### Data
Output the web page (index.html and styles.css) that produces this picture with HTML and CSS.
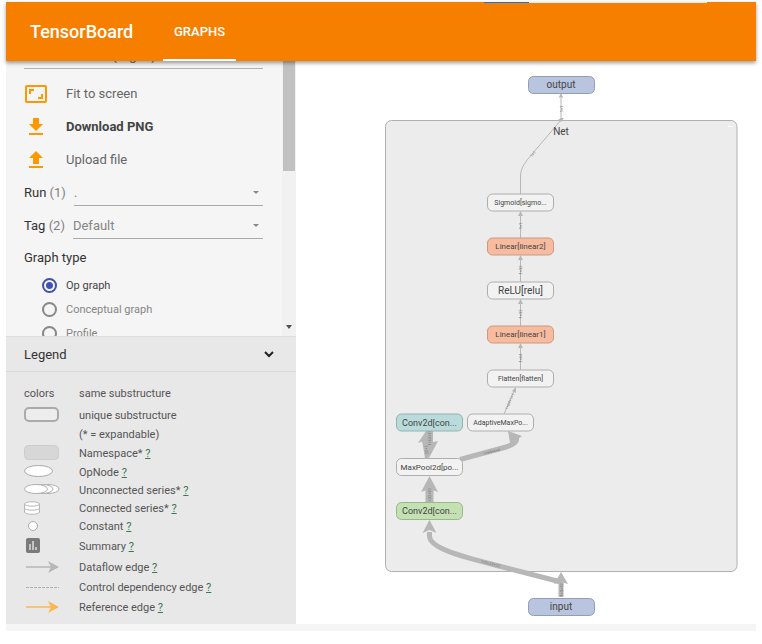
FILE: index.html
```html
<!DOCTYPE html>
<html lang="en">
<head>
<meta charset="utf-8">
<title>TensorBoard</title>
<link rel="stylesheet" href="styles.css">
</head>
<body>
<div class="app">
  <header class="topbar">
    <div class="loader"><span class="loader-done"></span></div>
    <h1 class="brand">TensorBoard</h1>
    <nav class="tabs"><a class="tab" href="#graphs">GRAPHS</a></nav>
  </header>
  <div class="workspace">
    <aside class="side">
      <div class="scroller">
        <form class="controls">
          <input class="search" type="text" aria-label="Search nodes" value="Search nodes (regex)">
          <button class="action" type="button">
            <svg class="action-icon" viewBox="0 0 24 24"><path fill="none" stroke="currentColor" stroke-width="2" d="M3 4h18a1 1 0 0 1 1 1v14a1 1 0 0 1-1 1H3a1 1 0 0 1-1-1V5a1 1 0 0 1 1-1z"/><path fill="currentColor" d="M5 7h5v2H7v3H5zM19 17h-5v-2h3v-3h2z"/></svg>
            Fit to screen
          </button>
          <button class="action action-strong" type="button">
            <svg class="action-icon" viewBox="0 0 24 24"><path fill="currentColor" d="M9 3h6v6h4l-7 7-7-7h4zM5 18h14v2H5z"/></svg>
            Download PNG
          </button>
          <button class="action" type="button">
            <svg class="action-icon" viewBox="0 0 24 24"><path fill="currentColor" d="M9 16h6v-6h4l-7-7-7 7h4zM5 18h14v2H5z"/></svg>
            Upload file
          </button>
          <div class="field">
            <label class="field-name" for="run">Run <span class="count">(1)</span></label>
            <span class="picker"><select id="run"><option>.</option></select></span>
          </div>
          <div class="field">
            <label class="field-name" for="tag">Tag <span class="count">(2)</span></label>
            <span class="picker"><select id="tag"><option>Default</option></select></span>
          </div>
          <fieldset class="types">
            <legend class="types-title">Graph type</legend>
            <label class="type type-on"><input type="radio" name="type" checked>Op graph</label>
            <label class="type"><input type="radio" name="type">Conceptual graph</label>
            <label class="type"><input type="radio" name="type">Profile</label>
          </fieldset>
        </form>
        <div class="scrollbar"><span class="thumb"></span><span class="down"></span></div>
      </div>
      <section class="legend">
        <button class="legend-head" type="button">Legend
          <svg class="chevron" viewBox="0 0 10 7"><path fill="none" stroke="currentColor" stroke-width="2" d="M1 1l4 4 4-4"/></svg>
        </button>
        <div class="legend-body">
          <div class="item item-first"><span class="key">colors</span><span>same substructure</span></div>
          <div class="item item-box"><span class="key"><svg width="36" height="16"><rect x="1" y="1" width="33" height="13" rx="4" fill="#ededed" stroke="#aaa" stroke-width="2"/></svg></span><span>unique substructure</span></div>
          <div class="item"><span class="key"></span><span>(* = expandable)</span></div>
          <div class="item item-box"><span class="key"><svg width="36" height="16"><rect x="0.5" y="0.5" width="34" height="14" rx="4" fill="#d7d7d7" stroke="#ccc"/></svg></span><span>Namespace* <a href="#namespace">?</a></span></div>
          <div class="item"><span class="key"><svg width="36" height="14"><ellipse cx="14.5" cy="6" rx="14" ry="5.5" fill="#fff" stroke="#aaa"/></svg></span><span>OpNode <a href="#opnode">?</a></span></div>
          <div class="item"><span class="key"><svg width="36" height="12"><g fill="#fff" stroke="#b0b0b0"><ellipse cx="24" cy="5" rx="11" ry="4.5"/><ellipse cx="18" cy="5" rx="11" ry="4.5"/><ellipse cx="12" cy="5" rx="11.5" ry="4.5"/></g></svg></span><span>Unconnected series* <a href="#unconnected">?</a></span></div>
          <div class="item"><span class="key"><svg width="36" height="14"><g fill="#fff" stroke="#b8b8b8"><path d="M0.500 3v8c0 3 15 3 15 0V3"/><path d="M0.500 7c0 3 15 3 15 0" /><ellipse cx="8" cy="3" rx="7.500" ry="2.200"/></g></svg></span><span>Connected series* <a href="#connected">?</a></span></div>
          <div class="item"><span class="key"><svg width="36" height="12"><circle cx="9" cy="6" r="4.500" fill="#fff" stroke="#aaa"/></svg></span><span>Constant <a href="#constant">?</a></span></div>
          <div class="item item-summary"><span class="key"><svg width="36" height="18"><rect x="2" y="1" width="14" height="15" rx="2" fill="#7a7a7a"/><path d="M6 7v6M9 4v9M12 10v3" stroke="#ddd" stroke-width="1.500"/></svg></span><span>Summary <a href="#summary">?</a></span></div>
          <div class="item item-box"><span class="key"><svg width="36" height="12"><path d="M2 6h25" stroke="#b7b7b7" stroke-width="1.500"/><path d="M24 0l11 6-11 6 3-6z" fill="#b7b7b7"/></svg></span><span>Dataflow edge <a href="#dataflow">?</a></span></div>
          <div class="item item-box"><span class="key"><svg width="36" height="12"><path d="M2 6.500h33" stroke="#b0b0b0" stroke-dasharray="3 1"/></svg></span><span>Control dependency edge <a href="#control">?</a></span></div>
          <div class="item item-box"><span class="key"><svg width="36" height="12"><path d="M2 6h25" stroke="#ffb74d" stroke-width="1.500"/><path d="M24 0l11 6-11 6 3-6z" fill="#ffb74d"/></svg></span><span>Reference edge <a href="#reference">?</a></span></div>
        </div>
      </section>
    </aside>
    <main class="stage">
      <svg class="graph" viewBox="296 61 460 563" role="img" aria-label="Model graph">
        <rect x="385.500" y="120.500" width="351.500" height="451" rx="6" fill="#ececec" stroke="#b0b0b0"/>
        <path d="M728 126.500h5" stroke="#fff"/>
        <g fill="none" stroke="#b7b7b7">
          <path d="M561 120V96M520.500 194V176C520.500 167 527 160 533 153L561 120M520.500 238V212M520.500 282V257M520.500 326V301M520.500 370V345M504 414L514 391"/>
          <g stroke-width="5">
            <path d="M460 459.500L506 447Q519 443 516 437"/>
            <path d="M427 458L424 440" stroke-width="4"/>
            <path d="M429.500 431V446" stroke-width="7"/>
            <path d="M429.500 502V488" stroke-width="8"/>
            <path d="M561 597V582" stroke-width="5"/>
            <path d="M561 582L495 565C460 556 429.500 548 429.500 536V532"/>
          </g>
        </g>
        <g fill="#b7b7b7">
          <path d="M561 93l-2.500 5 2.500-1 2.500 1zM561 118l-3 2 3 2 3-4zM520.500 211l-2.500 5h5zM520.500 255l-2.500 5h5zM520.500 299l-2.500 5h5zM520.500 343l-2.500 5h5zM516 387l-4 4 4 2z"/>
          <path d="M508 431l14 5-4 3-8 4z"/>
          <path d="M426 431l-8 12 6-2 4 2z"/>
          <path d="M429 458l-7-17 7 2 9-2z"/>
          <path d="M429.500 476l-8.500 16 8.500-3 8.500 3z"/>
          <path d="M429.500 520l-7 13 7-3 7 3z"/>
          <path d="M561 572l-7 12 7-2 7 2z"/>
        </g>
        <g class="edge-label">
          <text transform="translate(563 109) rotate(-90)">1×1</text>
          <text transform="translate(534 155) rotate(-48)">1×1</text>
          <text transform="translate(522 226) rotate(-90)">1×1</text>
          <text transform="translate(522 270) rotate(-90)">1×32</text>
          <text transform="translate(522 314) rotate(-90)">1×32</text>
          <text transform="translate(522 358) rotate(-90)">1×64</text>
          <text transform="translate(511 402) rotate(-66)">1×64×1×1</text>
          <text transform="translate(492 453) rotate(-14)">1×64×6×6</text>
          <text transform="translate(431 438) rotate(-90)">1×64×13</text>
          <text transform="translate(425 450) rotate(84)">1×32</text>
          <text transform="translate(431 496) rotate(-90)">1×32×30</text>
          <text transform="translate(490 565) rotate(15)">1×3×32×32</text>
          <text transform="translate(563 590) rotate(-90)">1×3×32</text>
        </g>
        <g class="node">
          <g fill="#b9c4df" stroke="#929db8"><rect x="528.500" y="76.500" width="66" height="17" rx="5"/><rect x="528.500" y="598.500" width="66" height="17" rx="5"/></g>
          <g fill="#f7bb9f" stroke="#cf977e"><rect x="487.500" y="238" width="66" height="17" rx="5"/><rect x="487.500" y="326" width="66" height="17" rx="5"/></g>
          <g fill="#f2f2f2" stroke="#aeaeae"><rect x="487.500" y="194" width="66" height="17" rx="5"/><rect x="487.500" y="282" width="66" height="17" rx="5"/><rect x="487.500" y="370" width="66" height="17" rx="5"/><rect x="467.500" y="414" width="66" height="17" rx="5"/><rect x="396.500" y="458.500" width="66" height="17" rx="5"/></g>
          <rect x="396.500" y="414" width="66" height="17" rx="5" fill="#badbdb" stroke="#94b2b2"/>
          <rect x="396.500" y="502.500" width="66" height="17" rx="5" fill="#c3e1b2" stroke="#9bb88b"/>
        </g>
        <g class="node-label">
          <text x="561" y="88">output</text>
          <text x="561" y="135">Net</text>
          <text x="520.500" y="294">ReLU[relu]</text>
          <text x="561" y="610">input</text>
          <g class="large"><text x="429.500" y="426">Conv2d[con...</text><text x="429.500" y="514">Conv2d[con...</text></g>
          <g class="mid">
            <text x="429.500" y="470">MaxPool2d[po...</text>
            <text x="520.500" y="249">Linear[linear2]</text>
            <text x="520.500" y="337">Linear[linear1]</text>
          </g>
          <g class="small">
            <text x="520.500" y="205">Sigmoid[sigmo...</text>
            <text x="520.500" y="381">Flatten[flatten]</text>
            <text x="500.500" y="425">AdaptiveMaxPo...</text>
          </g>
        </g>
      </svg>
    </main>
  </div>
  <footer class="strip"></footer>
</div>
</body>
</html>
```
FILE: styles.css
```css
* { box-sizing: border-box; }

body {
  margin: 0;
  background: #fff;
  color: #333;
  font-family: Roboto, "Liberation Sans", sans-serif;
  font-size: 13px;
}

button, input, select { font: inherit; color: inherit; }

.app {
  display: flex;
  flex-direction: column;
  height: 100vh;
  padding: 2px 6px 13px;
}

.topbar {
  position: relative;
  z-index: 1;
  display: flex;
  flex: none;
  align-items: stretch;
  height: 59px;
  padding-left: 24px;
  background: #f77f00;
  color: #fff;
  box-shadow: 0 2px 4px rgba(0, 0, 0, 0.4);
}

.loader {
  position: absolute;
  top: 0;
  right: 49px;
  width: 223px;
  height: 1px;
  background: #eee;
}

.loader-done {
  display: block;
  width: 20%;
  height: 1px;
  background: #1a73d9;
}

.brand {
  margin: 0;
  width: 133px;
  font-size: 18px;
  font-weight: 500;
  line-height: 59px;
}

.tab {
  display: block;
  height: 59px;
  padding: 0 11px;
  border-bottom: 2px solid #fff;
  color: #fff;
  font-weight: 500;
  line-height: 59px;
  text-decoration: none;
}

.workspace {
  display: flex;
  flex: 1;
  min-height: 0;
}

.side {
  display: flex;
  flex: none;
  flex-direction: column;
  width: 290px;
  background: #f5f5f5;
}

.scroller {
  display: flex;
  flex: 1;
  min-height: 0;
  overflow: hidden;
}

.controls {
  flex: 1;
  min-width: 0;
  margin-top: -17px;
  padding: 0 19px 0 18px;
}

.search {
  display: block;
  width: 100%;
  height: 25px;
  margin-bottom: 8px;
  padding: 0 0 3px;
  border: 0;
  border-bottom: 1px solid #b0b0b0;
  border-radius: 0;
  background: none;
  color: #777;
  font-size: 14px;
}

.action {
  display: flex;
  align-items: center;
  gap: 18px;
  width: 100%;
  height: 33px;
  padding: 0;
  border: 0;
  background: none;
  color: #666;
  text-align: left;
}

.action-strong { color: #444; font-weight: 700; }

.action-icon { width: 24px; height: 24px; color: #ff9800; }

.field {
  display: flex;
  align-items: center;
  gap: 8px;
  height: 33px;
}

.count { color: #808080; }

.picker {
  position: relative;
  flex: 1;
  height: 27px;
  border-bottom: 1px solid #aaa;
}

.picker::after {
  content: "";
  position: absolute;
  top: 12px;
  right: 4px;
  border: 3px solid transparent;
  border-top-color: #888;
  border-bottom: 0;
}

.picker select {
  width: 100%;
  height: 27px;
  padding: 0;
  border: 0;
  background: none;
  color: #858585;
  appearance: none;
}

.types {
  margin: 0;
  padding: 0;
  border: 0;
}

.types-title {
  height: 31px;
  padding: 0;
  line-height: 32px;
}

.type {
  display: flex;
  align-items: center;
  gap: 9px;
  height: 24px;
  padding-left: 18px;
  color: #858585;
  font-size: 11px;
}

.type-on { color: #444; }

.type input {
  width: 15px;
  height: 15px;
  margin: 0;
  border: 2px solid #888;
  border-radius: 50%;
  appearance: none;
}

.type input:checked {
  border-color: #3f51b5;
  background: radial-gradient(circle, #3f51b5 0 3px, transparent 4px);
}

.scrollbar {
  display: flex;
  flex: none;
  flex-direction: column;
  align-items: center;
  justify-content: space-between;
  width: 14px;
  padding-bottom: 7px;
  background: #f1f1f1;
}

.thumb { width: 12px; height: 41%; background: #c1c1c1; }

.down {
  border: 3px solid transparent;
  border-top: 4px solid #505050;
  border-bottom: 0;
}

.legend { flex: none; background: #e8e8e8; color: #555; }

.legend-head {
  display: flex;
  align-items: center;
  justify-content: space-between;
  width: 100%;
  height: 36px;
  padding: 0 22px 0 18px;
  border: 0;
  border-top: 1px solid #ddd;
  border-bottom: 1px solid #d8d8d8;
  background: none;
  color: #333;
}

.chevron { width: 10px; height: 7px; color: #222; }

.legend-body { padding: 9px 18px 7px; font-size: 11px; }

.item {
  display: grid;
  grid-template-columns: 55px 1fr;
  align-items: center;
  height: 18px;
}

.item-box { height: 20px; }
.item-summary { height: 22px; }
.item-first { height: 24px; }
.key svg { display: block; }
.item a { color: #397653; }

.stage {
  flex: 1;
  min-width: 0;
  background: #fff;
}

.graph { display: block; width: 100%; height: 100%; }

.node-label { fill: #444; font-size: 10px; text-anchor: middle; }
.node-label .large { font-size: 9px; }
.node-label .mid { font-size: 8px; }
.node-label .small { font-size: 7px; }
.edge-label { fill: #777; font-size: 4px; text-anchor: middle; }

.strip { flex: none; height: 7px; background: #f5f5f5; }
```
######
◆ **What you will do**: For the data above, state only how many lines include the word "index".

◆ **Answer for the task**: 3